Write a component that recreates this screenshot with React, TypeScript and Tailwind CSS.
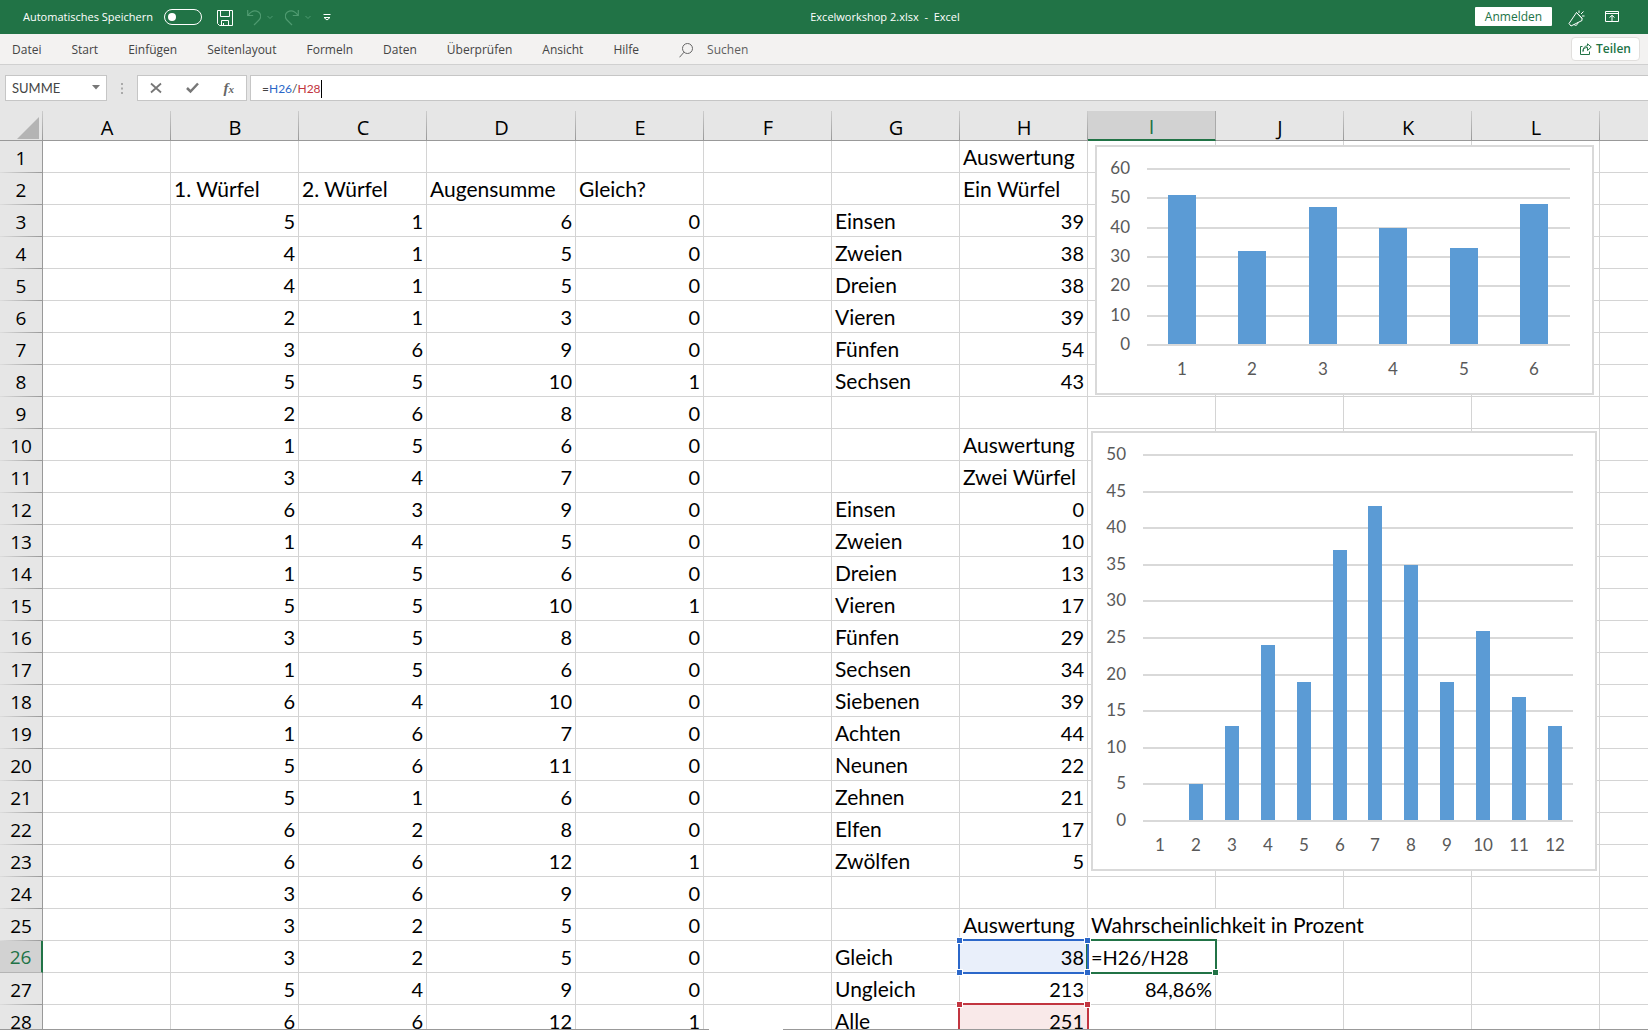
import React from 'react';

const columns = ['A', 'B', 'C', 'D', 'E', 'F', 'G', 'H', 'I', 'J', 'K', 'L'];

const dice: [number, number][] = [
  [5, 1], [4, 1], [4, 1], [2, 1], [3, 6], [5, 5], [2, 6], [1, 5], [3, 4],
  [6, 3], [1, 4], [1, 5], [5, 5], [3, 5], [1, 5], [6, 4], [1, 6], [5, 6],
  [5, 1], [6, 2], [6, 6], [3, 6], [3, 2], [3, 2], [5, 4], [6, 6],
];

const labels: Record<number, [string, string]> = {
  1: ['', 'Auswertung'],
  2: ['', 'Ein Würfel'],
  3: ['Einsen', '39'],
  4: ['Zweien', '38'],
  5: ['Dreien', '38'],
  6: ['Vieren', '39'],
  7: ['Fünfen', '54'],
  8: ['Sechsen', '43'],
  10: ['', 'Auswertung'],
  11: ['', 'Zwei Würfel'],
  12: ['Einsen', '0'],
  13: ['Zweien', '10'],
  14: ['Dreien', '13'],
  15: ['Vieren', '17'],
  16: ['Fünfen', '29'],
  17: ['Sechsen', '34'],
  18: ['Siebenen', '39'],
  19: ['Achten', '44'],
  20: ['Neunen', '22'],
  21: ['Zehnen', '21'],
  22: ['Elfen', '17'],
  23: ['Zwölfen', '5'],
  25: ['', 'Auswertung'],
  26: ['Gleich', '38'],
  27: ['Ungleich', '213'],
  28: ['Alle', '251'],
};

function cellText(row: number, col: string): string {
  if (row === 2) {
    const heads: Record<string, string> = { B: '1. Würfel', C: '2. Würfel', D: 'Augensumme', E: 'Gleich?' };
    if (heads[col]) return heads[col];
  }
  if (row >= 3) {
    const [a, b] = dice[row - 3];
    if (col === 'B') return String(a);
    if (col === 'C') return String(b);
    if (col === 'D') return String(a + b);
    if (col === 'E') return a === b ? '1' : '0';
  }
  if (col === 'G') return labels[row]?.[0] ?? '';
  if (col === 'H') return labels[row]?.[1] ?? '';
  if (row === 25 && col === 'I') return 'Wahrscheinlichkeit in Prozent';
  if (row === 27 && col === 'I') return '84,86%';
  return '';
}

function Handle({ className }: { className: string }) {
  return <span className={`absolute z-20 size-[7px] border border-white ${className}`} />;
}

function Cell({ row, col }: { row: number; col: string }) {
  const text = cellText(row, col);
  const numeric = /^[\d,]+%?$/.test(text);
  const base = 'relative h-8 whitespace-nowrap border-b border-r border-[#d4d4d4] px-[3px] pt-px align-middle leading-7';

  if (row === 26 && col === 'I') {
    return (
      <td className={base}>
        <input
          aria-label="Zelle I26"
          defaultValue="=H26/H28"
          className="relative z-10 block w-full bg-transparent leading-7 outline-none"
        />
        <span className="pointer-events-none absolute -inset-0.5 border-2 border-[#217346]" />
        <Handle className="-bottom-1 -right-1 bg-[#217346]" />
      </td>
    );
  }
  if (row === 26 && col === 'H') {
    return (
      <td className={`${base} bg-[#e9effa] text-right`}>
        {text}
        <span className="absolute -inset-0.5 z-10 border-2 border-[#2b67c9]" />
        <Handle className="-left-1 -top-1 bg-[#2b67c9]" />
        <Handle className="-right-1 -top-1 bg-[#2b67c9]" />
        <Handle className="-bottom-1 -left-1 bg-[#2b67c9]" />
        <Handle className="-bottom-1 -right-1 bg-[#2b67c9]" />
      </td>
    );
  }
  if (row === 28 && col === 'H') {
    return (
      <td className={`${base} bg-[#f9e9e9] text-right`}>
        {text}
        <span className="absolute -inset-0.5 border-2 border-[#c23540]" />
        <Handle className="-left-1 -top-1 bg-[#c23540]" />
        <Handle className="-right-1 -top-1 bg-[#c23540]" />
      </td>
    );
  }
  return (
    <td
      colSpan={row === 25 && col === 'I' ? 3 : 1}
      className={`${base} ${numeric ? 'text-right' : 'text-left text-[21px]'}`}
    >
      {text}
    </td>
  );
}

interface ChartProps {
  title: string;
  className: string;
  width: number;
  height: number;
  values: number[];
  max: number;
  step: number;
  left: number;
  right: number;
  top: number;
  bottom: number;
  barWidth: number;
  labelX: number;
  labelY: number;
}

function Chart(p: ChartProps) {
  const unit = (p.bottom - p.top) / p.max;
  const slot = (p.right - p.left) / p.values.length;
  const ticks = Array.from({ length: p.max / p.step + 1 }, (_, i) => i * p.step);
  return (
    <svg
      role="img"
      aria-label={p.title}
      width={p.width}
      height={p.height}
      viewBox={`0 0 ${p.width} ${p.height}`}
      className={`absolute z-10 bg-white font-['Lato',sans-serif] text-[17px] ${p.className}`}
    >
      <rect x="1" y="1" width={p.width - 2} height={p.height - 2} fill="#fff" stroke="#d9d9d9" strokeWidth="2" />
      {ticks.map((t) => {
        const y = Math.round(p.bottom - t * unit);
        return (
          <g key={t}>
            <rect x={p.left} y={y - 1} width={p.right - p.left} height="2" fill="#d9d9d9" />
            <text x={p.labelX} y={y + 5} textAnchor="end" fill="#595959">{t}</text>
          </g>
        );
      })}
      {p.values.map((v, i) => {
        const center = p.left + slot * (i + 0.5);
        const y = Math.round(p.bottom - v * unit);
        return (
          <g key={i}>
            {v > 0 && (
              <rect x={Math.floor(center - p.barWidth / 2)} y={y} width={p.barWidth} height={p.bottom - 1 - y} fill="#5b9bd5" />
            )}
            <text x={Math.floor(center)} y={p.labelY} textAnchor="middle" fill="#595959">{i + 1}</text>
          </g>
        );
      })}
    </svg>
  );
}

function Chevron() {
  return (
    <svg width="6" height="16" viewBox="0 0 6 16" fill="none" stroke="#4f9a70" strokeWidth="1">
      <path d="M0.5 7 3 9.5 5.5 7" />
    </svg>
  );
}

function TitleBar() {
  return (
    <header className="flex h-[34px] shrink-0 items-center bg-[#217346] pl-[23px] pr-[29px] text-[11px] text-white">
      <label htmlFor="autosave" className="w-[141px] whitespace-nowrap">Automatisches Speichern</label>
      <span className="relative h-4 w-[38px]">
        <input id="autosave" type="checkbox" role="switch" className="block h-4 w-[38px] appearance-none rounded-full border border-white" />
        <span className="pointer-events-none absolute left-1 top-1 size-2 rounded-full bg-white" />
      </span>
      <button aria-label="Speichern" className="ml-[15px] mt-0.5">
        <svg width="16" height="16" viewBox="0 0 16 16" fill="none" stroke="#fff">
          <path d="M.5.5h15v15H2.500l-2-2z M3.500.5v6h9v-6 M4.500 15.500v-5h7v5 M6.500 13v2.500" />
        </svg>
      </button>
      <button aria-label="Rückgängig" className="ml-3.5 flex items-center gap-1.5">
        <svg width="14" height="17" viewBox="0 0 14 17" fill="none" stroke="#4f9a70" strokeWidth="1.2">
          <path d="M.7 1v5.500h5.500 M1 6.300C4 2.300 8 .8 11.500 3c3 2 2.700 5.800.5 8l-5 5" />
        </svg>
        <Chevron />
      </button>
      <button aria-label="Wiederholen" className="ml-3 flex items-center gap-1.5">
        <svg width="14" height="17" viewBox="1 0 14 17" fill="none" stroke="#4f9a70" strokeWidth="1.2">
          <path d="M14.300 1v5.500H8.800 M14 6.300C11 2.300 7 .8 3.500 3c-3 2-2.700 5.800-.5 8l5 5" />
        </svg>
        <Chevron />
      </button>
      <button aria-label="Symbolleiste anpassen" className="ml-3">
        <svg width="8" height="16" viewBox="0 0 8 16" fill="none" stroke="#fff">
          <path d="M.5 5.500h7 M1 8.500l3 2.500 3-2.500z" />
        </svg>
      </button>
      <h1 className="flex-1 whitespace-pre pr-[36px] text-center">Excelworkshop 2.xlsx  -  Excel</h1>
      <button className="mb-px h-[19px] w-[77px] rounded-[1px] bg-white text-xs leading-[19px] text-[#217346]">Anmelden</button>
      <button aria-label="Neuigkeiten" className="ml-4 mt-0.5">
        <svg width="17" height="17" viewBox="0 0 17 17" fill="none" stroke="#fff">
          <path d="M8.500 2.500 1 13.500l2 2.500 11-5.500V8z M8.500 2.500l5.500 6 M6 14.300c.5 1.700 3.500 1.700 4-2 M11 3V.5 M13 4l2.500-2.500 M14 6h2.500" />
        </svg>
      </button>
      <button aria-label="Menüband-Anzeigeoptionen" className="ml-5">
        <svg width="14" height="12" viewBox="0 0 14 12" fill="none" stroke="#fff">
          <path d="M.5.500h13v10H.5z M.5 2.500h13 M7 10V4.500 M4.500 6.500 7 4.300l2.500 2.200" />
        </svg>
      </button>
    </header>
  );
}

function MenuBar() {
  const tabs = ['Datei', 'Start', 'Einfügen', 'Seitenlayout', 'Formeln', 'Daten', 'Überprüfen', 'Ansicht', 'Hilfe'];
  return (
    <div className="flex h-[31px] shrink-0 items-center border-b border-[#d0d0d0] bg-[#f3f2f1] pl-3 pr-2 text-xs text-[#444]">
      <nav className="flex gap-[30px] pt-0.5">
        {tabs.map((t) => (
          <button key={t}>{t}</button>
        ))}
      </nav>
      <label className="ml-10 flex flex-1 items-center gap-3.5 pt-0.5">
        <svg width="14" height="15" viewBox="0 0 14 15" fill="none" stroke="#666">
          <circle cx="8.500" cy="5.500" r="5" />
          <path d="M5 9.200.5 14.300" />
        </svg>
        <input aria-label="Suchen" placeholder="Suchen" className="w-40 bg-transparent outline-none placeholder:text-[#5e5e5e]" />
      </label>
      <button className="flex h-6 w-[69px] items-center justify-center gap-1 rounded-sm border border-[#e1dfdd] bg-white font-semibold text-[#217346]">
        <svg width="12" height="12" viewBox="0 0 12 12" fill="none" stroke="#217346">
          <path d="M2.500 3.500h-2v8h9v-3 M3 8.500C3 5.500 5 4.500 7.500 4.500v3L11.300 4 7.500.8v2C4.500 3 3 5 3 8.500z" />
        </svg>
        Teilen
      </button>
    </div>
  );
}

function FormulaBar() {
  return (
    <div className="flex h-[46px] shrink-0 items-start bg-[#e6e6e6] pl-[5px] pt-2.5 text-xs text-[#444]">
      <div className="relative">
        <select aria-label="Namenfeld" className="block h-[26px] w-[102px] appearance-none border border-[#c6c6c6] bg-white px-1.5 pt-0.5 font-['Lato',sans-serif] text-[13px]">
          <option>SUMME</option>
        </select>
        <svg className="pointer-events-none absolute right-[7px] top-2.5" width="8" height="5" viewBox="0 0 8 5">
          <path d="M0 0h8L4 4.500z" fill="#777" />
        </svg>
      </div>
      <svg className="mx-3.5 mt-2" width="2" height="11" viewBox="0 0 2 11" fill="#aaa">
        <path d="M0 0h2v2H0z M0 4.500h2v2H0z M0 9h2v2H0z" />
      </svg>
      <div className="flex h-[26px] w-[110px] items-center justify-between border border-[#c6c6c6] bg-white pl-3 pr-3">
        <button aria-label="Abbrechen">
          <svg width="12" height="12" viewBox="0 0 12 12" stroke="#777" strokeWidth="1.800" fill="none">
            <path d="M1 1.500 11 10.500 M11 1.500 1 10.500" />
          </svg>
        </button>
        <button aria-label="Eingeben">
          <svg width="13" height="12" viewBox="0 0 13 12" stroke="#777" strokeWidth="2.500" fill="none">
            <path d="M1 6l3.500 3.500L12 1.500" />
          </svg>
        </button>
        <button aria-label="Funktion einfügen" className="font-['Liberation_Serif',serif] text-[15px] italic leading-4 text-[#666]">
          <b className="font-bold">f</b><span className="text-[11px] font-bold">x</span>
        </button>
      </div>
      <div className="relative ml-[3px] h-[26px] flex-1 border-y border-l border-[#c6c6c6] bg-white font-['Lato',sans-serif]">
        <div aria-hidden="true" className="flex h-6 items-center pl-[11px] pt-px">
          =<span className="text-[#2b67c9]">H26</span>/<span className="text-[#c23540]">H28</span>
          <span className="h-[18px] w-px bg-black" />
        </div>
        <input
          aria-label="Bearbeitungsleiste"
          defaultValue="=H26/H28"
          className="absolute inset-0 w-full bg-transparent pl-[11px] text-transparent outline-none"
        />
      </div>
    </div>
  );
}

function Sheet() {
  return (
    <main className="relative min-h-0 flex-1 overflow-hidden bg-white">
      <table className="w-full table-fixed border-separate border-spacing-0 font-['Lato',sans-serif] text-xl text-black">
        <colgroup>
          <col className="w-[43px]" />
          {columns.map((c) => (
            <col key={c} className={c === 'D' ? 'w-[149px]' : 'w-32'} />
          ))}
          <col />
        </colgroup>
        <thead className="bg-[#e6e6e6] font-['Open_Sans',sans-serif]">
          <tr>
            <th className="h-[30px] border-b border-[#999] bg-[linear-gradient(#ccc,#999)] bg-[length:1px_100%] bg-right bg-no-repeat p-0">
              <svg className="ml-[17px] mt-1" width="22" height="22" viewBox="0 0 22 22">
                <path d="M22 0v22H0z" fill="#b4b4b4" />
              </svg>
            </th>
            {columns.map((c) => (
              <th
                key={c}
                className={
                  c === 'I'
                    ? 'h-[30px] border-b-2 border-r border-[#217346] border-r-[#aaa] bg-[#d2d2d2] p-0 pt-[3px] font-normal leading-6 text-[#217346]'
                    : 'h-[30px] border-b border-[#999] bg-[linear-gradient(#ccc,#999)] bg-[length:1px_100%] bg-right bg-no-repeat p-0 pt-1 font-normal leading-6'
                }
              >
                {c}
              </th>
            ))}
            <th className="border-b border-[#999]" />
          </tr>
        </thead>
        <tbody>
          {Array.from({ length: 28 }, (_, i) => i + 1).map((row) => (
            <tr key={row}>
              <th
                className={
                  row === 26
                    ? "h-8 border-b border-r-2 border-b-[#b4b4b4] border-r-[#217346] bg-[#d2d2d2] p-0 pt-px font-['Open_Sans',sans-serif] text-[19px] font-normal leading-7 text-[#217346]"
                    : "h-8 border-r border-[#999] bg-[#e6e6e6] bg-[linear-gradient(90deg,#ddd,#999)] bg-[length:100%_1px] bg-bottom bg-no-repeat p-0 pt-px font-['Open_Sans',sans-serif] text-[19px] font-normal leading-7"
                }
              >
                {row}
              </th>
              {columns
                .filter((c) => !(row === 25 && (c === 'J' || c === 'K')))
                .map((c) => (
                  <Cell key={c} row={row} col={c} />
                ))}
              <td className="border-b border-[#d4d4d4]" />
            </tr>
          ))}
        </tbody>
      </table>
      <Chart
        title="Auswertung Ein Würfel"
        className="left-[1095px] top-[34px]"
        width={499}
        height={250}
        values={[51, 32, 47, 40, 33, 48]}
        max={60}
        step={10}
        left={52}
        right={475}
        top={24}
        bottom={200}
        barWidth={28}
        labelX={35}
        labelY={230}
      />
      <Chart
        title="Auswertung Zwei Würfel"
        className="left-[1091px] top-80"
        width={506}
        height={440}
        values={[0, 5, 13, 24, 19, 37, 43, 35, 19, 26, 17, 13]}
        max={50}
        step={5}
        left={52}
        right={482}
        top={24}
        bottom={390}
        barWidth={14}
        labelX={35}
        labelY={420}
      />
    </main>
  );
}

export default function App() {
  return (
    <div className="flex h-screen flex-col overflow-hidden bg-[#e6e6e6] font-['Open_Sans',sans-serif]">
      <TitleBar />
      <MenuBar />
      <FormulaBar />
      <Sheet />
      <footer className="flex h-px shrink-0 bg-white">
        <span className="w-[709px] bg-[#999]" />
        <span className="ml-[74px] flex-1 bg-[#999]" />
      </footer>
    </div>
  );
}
-.-.-
**Directions for this task**
Extract every line above that contains the word "React".

**Written answer**
Write a component that recreates this screenshot with React, TypeScript and Tailwind CSS.
import React from 'react';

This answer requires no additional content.